Economic Outlook

Tuesday 19 December 2017 - 15u52


As in other CEE countries, GDP growth in Poland suffered a slowdown last year due to weaker investments during the transition to the new EU budget. Nevertheless, growth reached 2.7% in 2016, i.e. a relatively solid level. The main contribution came from strengthening private consumption. That trend continues this year with households still strongly supporting Polish growth.

The unemployment rate has reached the lowest level for the last 26 years while wages continue to rise.Moreover, the child allowance that was introduced last year is encouraging further retail sales growth in Poland.

In a strong labour market environment, skill shortages have been rising. Companies have been reporting difficulties in filling vacancies, despite a sizeable inflow of Ukrainian workers to Poland. Labour shortages are expected to remain a constraint, especially as unemployment rates are expected to decrease further and the labour supply will be affected by the lowering of statutory retirement age from October 2017.

The tightening labour market will drive wages growth. After a slump in fixed assets investment, this will contribute positively to growth in the coming years. However the first months of 2017 showed that companies have remained relatively reluctant to make significant increases in their investments. Growth in this area came mostly from small and medium enterprises increasing their investments in machinery. Nevertheless, private investments will grow, and this is already reflected in public infrastructure projects which started to recover.

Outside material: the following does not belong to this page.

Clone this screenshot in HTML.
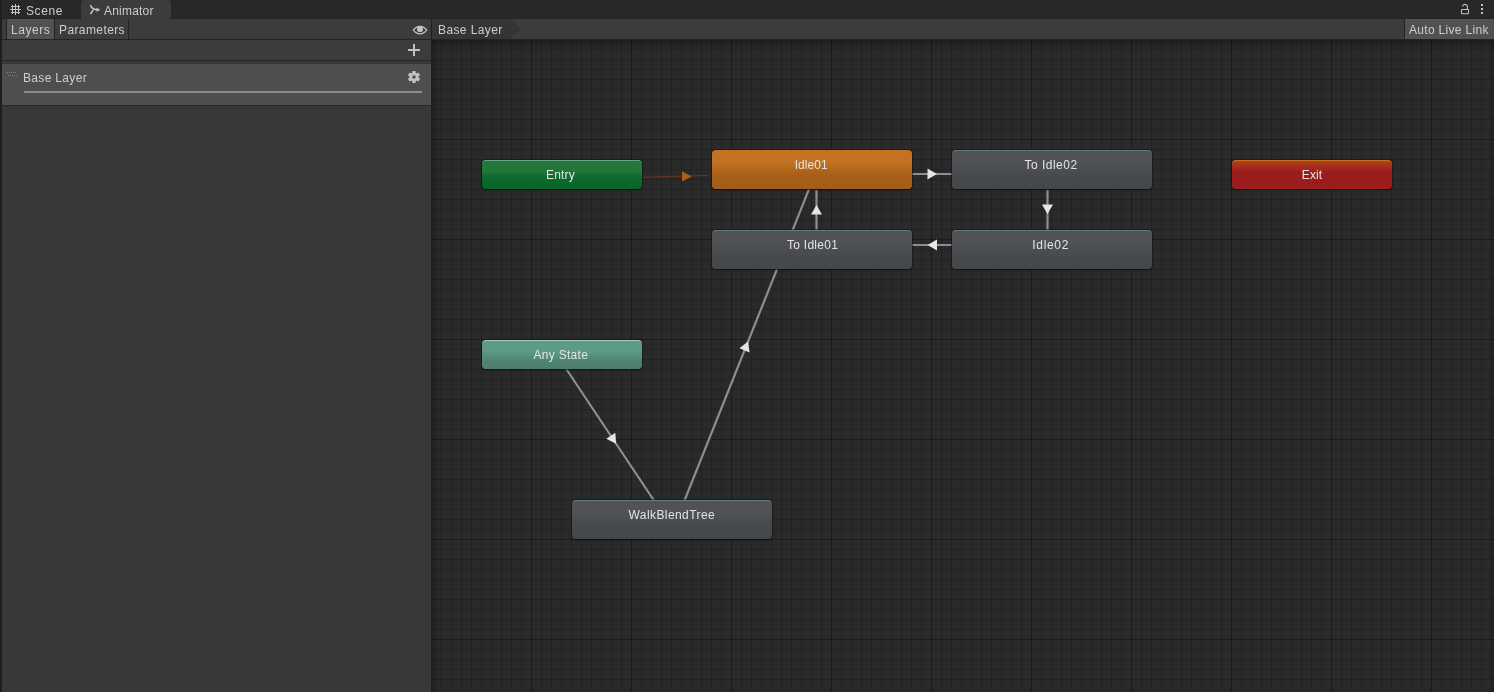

Coface forecasts that Poland will record growth of 3.6% in 2017 and 3.3% in 2018.


The Czech labour market remains strong with the unemployment rate falling below 4% – stronger than other CEE countries in this regard. Buoyant consumer confidence, combined with private consumption, is driving economic growth. On the other hand, labour shortages in the Czech Republic are the highest among all CEE countries and companies find it hard to fill vacancies, particularly for specialised jobs. This situation also results in rising wages. Moreover, it limits growth in production capacities, which would be beneficial for increasing Czech exports in line with growing foreign demand. Both private and public investments are expected to increase and further contribute to growth.

The economy is expected to grow by 2.7% this year and 2.8% in 2018. As inflation has returned to ‘normal’ the central bank decided to abandon the exchange rate cap in April 2017 which had been in force for the last 3 years. The move had some minor impact on the value of the koruna, however this policy change was expected and business entities, mostly exporting companies, were prepared for the removal of the cap, making their products less competitive on foreign markets.

Nevertheless, Czech exports benefit from inclusion in Western European manufacturing chains and higher demand coming from the Eurozone. Inflation is expected to exceed 2%, supported by price increases for food and services as well as a further tightening of the labour market and low unemployment.


In the coming years Slovakia is expected to record solid growth rates. According to the Coface forecast, GDP growth will reach 3% this year and 3.5% in 2018. The main driving force for the Slovak economy will remain a decreasing unemployment rate and growing wages. As in other CEE countries, the strong labour market position is beneficial for households but companies have been reporting difficulties in filling vacancies, despite offering higher compensation. The unemployment rate fell to 8.7% which is a record low level for Slovakia, and an increase in the minimum wage is scheduled within the next year.

Economic activity will also be strengthened this year by increasing public and private fixed asset investments as well as higher export volumes, mainly to the main destination for Slovak exports, i.e. western Europe. After last year’s contraction in fixed asset investments, resulting from the period of transition to the new EU financing, accelerated investment activity will boost the construction sector this year. This includes the construction, now under way, of a manufacturing plant for Jaguar Land Rover (with an expected operational start in 2018), a regional centre for Amazon employing a workforce of 1,000 and a significant public infrastructure project, the Bratislava ring road.